What the exercise asks:
Starting at the line that contains "What React, TypeScript", copy every line down to the line that contains "const SELECTED_COL = 'D'", inclusive, exactly as it stands. Omit all other lines.

Listing:
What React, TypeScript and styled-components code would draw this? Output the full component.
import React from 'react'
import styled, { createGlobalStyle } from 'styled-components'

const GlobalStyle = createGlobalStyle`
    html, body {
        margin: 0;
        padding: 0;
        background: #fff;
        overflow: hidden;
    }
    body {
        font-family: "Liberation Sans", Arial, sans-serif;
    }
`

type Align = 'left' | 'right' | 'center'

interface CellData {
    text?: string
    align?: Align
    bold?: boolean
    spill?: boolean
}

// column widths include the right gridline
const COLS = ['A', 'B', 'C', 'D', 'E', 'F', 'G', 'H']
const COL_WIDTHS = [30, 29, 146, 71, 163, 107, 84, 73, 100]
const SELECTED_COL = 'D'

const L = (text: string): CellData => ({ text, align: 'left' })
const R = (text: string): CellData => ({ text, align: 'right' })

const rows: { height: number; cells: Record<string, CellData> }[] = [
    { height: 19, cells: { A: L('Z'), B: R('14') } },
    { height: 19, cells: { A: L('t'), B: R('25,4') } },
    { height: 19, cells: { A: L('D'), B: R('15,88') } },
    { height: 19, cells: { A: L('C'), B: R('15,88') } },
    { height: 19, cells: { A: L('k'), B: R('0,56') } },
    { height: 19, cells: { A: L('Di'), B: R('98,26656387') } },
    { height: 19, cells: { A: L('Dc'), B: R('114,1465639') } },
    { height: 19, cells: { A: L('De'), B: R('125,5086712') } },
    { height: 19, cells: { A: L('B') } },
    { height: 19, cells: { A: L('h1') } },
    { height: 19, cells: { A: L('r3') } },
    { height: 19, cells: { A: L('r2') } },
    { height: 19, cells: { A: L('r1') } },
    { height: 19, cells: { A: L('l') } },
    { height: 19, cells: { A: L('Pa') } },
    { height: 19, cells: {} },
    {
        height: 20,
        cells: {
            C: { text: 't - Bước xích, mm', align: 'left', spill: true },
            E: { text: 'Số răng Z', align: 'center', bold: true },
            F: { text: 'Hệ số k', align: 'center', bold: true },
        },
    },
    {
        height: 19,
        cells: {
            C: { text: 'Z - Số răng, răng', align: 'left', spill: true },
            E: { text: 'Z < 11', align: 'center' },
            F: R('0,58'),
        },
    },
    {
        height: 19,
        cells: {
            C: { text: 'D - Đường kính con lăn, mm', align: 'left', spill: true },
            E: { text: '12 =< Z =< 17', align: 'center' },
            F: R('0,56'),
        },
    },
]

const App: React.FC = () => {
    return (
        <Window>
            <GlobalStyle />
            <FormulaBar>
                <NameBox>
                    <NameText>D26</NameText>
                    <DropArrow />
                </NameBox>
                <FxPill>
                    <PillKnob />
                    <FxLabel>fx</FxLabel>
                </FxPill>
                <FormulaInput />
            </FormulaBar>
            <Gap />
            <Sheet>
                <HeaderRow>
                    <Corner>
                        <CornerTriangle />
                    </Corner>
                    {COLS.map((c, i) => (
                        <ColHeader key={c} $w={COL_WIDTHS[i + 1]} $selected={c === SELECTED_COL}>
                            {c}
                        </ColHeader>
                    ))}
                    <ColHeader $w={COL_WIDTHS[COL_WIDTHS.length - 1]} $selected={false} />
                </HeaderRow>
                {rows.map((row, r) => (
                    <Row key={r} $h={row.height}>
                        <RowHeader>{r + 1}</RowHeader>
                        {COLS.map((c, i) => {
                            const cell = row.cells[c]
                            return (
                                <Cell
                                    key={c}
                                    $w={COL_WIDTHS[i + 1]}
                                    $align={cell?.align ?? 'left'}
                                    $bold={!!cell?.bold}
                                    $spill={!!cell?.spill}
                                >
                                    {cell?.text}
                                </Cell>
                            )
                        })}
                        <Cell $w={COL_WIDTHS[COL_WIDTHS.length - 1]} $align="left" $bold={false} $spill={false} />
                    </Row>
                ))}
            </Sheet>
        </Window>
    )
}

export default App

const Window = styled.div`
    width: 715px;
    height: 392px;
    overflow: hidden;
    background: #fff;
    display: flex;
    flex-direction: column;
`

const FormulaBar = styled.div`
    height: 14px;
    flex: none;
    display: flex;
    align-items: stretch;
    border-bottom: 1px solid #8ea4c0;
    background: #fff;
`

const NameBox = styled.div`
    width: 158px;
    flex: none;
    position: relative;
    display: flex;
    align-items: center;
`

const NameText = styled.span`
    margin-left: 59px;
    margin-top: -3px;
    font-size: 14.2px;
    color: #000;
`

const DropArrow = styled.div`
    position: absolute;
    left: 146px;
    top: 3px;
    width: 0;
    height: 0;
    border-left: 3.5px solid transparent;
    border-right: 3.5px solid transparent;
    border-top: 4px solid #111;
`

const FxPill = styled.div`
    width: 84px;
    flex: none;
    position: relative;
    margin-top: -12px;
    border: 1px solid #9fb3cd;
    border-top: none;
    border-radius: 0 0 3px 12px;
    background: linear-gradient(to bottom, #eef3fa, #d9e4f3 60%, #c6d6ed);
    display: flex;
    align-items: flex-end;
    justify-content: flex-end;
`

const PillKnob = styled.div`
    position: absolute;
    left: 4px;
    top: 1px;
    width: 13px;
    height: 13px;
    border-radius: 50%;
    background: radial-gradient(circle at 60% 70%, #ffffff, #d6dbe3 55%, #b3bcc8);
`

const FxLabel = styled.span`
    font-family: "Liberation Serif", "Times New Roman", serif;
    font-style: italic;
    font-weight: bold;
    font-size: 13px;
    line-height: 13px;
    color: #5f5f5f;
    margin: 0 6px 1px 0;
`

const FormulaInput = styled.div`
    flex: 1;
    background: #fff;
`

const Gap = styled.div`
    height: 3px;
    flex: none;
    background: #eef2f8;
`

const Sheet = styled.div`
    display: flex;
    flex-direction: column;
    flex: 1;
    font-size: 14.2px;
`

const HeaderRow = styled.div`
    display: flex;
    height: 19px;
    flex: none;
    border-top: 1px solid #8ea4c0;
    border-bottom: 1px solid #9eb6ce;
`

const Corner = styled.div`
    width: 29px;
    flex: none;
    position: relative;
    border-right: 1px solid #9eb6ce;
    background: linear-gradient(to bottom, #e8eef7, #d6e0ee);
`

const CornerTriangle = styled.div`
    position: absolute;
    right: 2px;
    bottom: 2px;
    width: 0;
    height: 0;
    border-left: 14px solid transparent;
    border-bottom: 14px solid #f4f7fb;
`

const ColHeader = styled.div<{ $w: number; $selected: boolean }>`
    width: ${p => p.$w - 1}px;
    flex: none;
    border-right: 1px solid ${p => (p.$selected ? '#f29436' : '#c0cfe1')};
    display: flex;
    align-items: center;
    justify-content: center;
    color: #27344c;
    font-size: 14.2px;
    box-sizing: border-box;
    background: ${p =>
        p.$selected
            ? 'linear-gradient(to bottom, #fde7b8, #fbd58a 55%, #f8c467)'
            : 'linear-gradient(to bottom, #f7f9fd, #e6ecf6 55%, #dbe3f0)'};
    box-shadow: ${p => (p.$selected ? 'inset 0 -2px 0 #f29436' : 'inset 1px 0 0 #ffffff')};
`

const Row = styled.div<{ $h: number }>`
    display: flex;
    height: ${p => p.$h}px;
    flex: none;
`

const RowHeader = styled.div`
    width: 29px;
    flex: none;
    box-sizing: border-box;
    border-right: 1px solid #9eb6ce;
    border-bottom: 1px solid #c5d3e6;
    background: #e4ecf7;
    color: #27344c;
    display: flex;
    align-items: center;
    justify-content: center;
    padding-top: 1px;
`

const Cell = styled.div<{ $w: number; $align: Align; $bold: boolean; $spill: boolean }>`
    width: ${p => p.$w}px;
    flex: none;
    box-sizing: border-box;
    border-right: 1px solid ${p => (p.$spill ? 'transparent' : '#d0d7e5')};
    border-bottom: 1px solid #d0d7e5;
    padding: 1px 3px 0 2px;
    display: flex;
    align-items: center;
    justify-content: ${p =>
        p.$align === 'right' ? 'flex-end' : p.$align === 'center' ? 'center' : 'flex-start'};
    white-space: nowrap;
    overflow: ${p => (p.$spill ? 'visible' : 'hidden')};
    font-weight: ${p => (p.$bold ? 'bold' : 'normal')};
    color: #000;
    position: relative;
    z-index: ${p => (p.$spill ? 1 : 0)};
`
* * *
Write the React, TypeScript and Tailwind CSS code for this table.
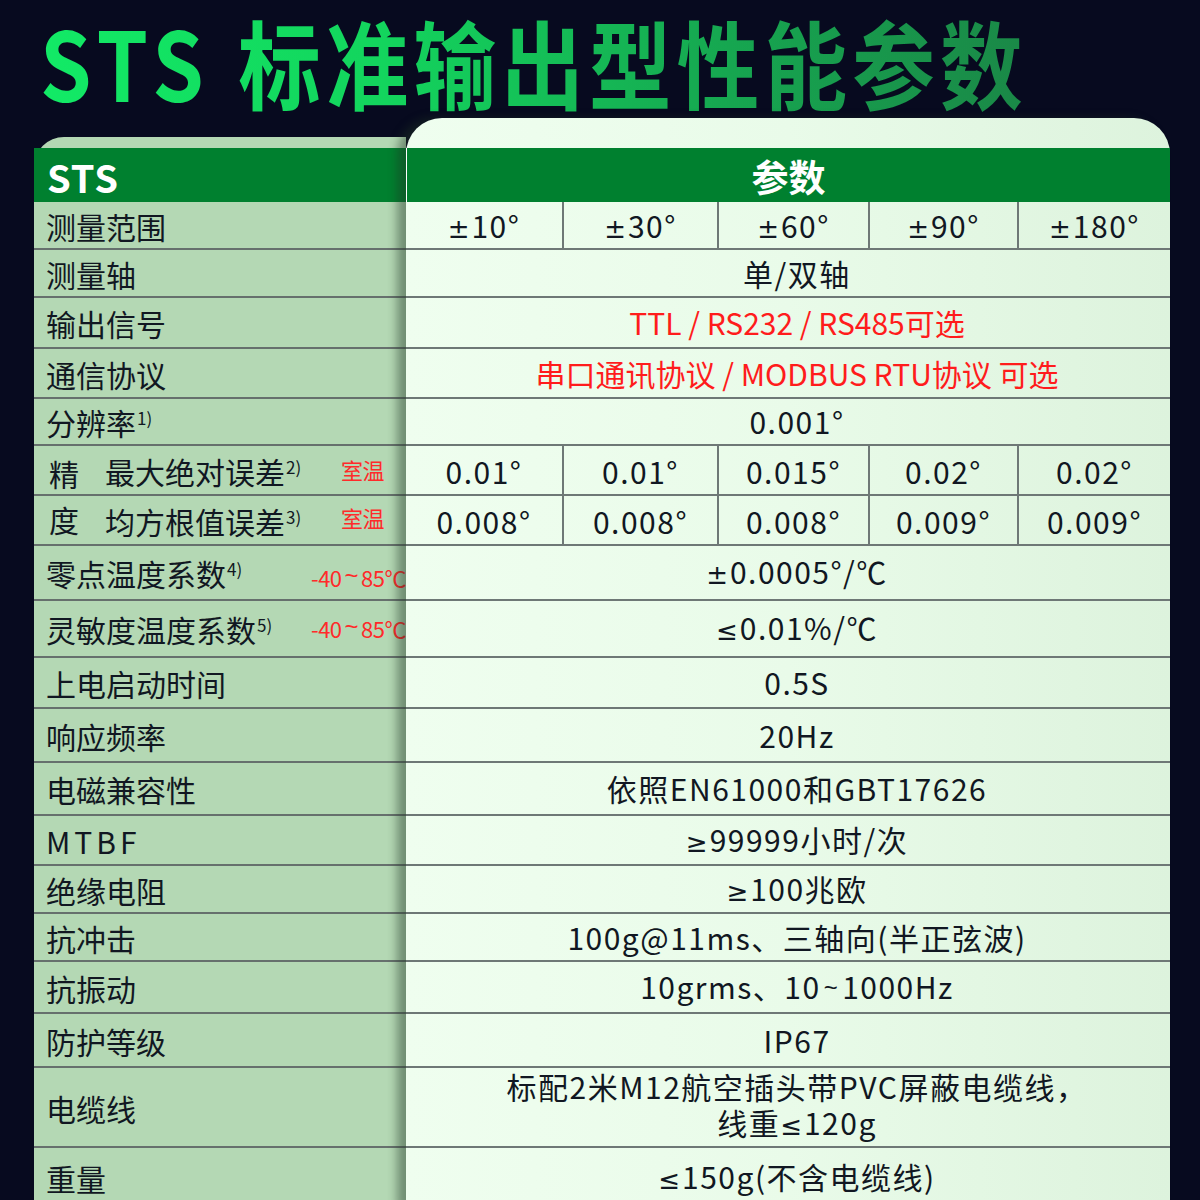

Task result:
What React, TypeScript and styled-components code would draw this? Output the full component.
import React from 'react'
import styled, { createGlobalStyle } from 'styled-components'

const GlobalStyle = createGlobalStyle`
    html, body {
        margin: 0;
        padding: 0;
        background: #fff;
        overflow: hidden;
    }
    body {
        font-family: "Liberation Sans", Arial, sans-serif;
    }
`

type Align = 'left' | 'right' | 'center'

interface CellData {
    text?: string
    align?: Align
    bold?: boolean
    spill?: boolean
}

// column widths include the right gridline
const COLS = ['A', 'B', 'C', 'D', 'E', 'F', 'G', 'H']
const COL_WIDTHS = [30, 29, 146, 71, 163, 107, 84, 73, 100]
const SELECTED_COL = 'D'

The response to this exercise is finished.